START

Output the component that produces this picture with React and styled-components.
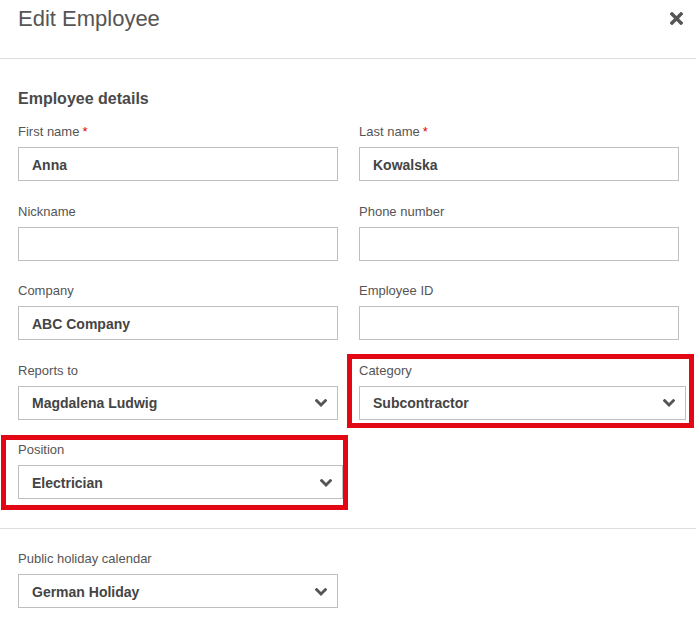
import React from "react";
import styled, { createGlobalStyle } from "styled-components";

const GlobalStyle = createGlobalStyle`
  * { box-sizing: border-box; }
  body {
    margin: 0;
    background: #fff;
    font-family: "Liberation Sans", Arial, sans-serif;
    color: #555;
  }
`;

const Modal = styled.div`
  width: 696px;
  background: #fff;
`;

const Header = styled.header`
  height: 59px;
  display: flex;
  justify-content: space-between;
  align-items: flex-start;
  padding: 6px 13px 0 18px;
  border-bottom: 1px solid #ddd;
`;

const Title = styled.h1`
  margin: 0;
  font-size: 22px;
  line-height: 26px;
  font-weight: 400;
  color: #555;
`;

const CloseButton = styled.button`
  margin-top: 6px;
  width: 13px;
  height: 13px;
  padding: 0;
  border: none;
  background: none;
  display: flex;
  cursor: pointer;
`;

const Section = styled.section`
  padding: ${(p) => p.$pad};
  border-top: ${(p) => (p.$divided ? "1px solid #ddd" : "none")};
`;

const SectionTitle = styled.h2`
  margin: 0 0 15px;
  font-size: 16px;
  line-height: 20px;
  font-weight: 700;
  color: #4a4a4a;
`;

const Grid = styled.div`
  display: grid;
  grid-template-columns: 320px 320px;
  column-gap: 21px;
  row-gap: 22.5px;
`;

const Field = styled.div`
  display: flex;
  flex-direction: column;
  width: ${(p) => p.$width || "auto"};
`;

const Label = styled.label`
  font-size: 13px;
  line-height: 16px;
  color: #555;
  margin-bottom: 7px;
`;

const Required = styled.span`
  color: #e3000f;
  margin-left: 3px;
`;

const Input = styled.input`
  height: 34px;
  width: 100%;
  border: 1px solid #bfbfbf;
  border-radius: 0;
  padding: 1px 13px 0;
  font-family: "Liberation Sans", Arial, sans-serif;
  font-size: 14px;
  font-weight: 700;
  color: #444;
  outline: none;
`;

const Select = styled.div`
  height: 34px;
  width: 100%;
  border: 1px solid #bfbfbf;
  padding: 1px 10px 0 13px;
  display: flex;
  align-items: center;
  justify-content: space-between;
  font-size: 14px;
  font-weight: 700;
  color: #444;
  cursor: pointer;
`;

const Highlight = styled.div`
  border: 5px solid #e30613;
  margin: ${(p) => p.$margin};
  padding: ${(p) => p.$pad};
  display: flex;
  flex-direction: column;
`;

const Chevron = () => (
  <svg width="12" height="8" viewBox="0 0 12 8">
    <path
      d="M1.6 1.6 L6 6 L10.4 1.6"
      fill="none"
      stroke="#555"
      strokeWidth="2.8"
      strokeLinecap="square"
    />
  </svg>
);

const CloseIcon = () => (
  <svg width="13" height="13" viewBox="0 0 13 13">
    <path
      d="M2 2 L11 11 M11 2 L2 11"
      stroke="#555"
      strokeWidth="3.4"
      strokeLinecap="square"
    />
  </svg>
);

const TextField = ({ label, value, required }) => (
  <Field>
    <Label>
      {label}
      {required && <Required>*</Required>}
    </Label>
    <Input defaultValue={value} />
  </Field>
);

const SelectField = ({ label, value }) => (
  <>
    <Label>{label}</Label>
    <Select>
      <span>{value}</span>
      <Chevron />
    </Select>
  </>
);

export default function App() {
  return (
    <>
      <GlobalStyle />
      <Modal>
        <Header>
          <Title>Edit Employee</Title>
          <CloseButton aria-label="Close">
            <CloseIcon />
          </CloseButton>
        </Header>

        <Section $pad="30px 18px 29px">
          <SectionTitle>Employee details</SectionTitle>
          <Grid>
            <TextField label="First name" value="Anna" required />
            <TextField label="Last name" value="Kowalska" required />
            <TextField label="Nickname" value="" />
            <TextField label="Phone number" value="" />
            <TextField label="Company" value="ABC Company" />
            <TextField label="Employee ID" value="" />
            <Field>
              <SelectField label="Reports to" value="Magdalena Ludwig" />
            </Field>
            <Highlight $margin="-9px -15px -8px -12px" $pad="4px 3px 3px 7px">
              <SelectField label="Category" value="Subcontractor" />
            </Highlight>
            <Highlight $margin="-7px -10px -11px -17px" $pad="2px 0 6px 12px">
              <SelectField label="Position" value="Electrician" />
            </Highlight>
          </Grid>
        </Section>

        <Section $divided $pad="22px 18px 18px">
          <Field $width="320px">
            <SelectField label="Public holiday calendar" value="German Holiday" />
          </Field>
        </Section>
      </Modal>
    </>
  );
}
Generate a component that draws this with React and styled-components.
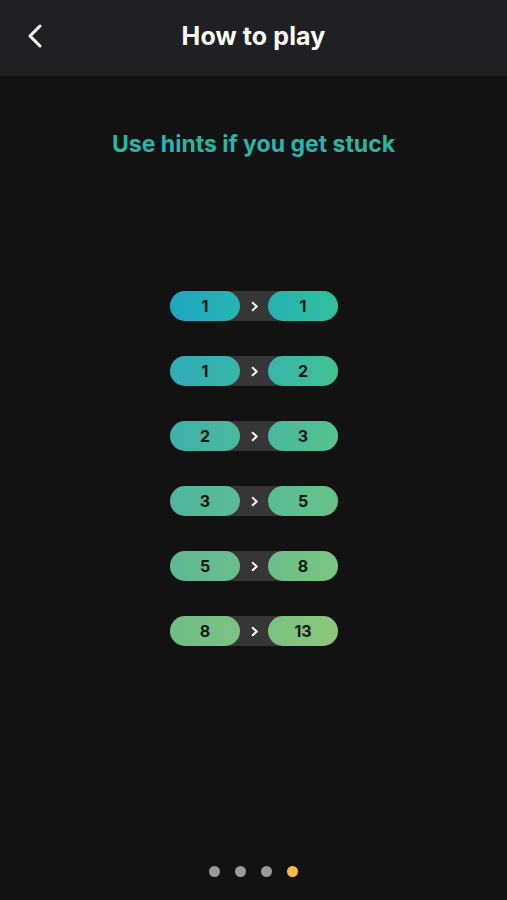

END

Show every line of the listing in which the string "that" can be found.

OUTPUT OF THE TASK >>
Output the component that produces this picture with React and styled-components.
Generate a component that draws this with React and styled-components.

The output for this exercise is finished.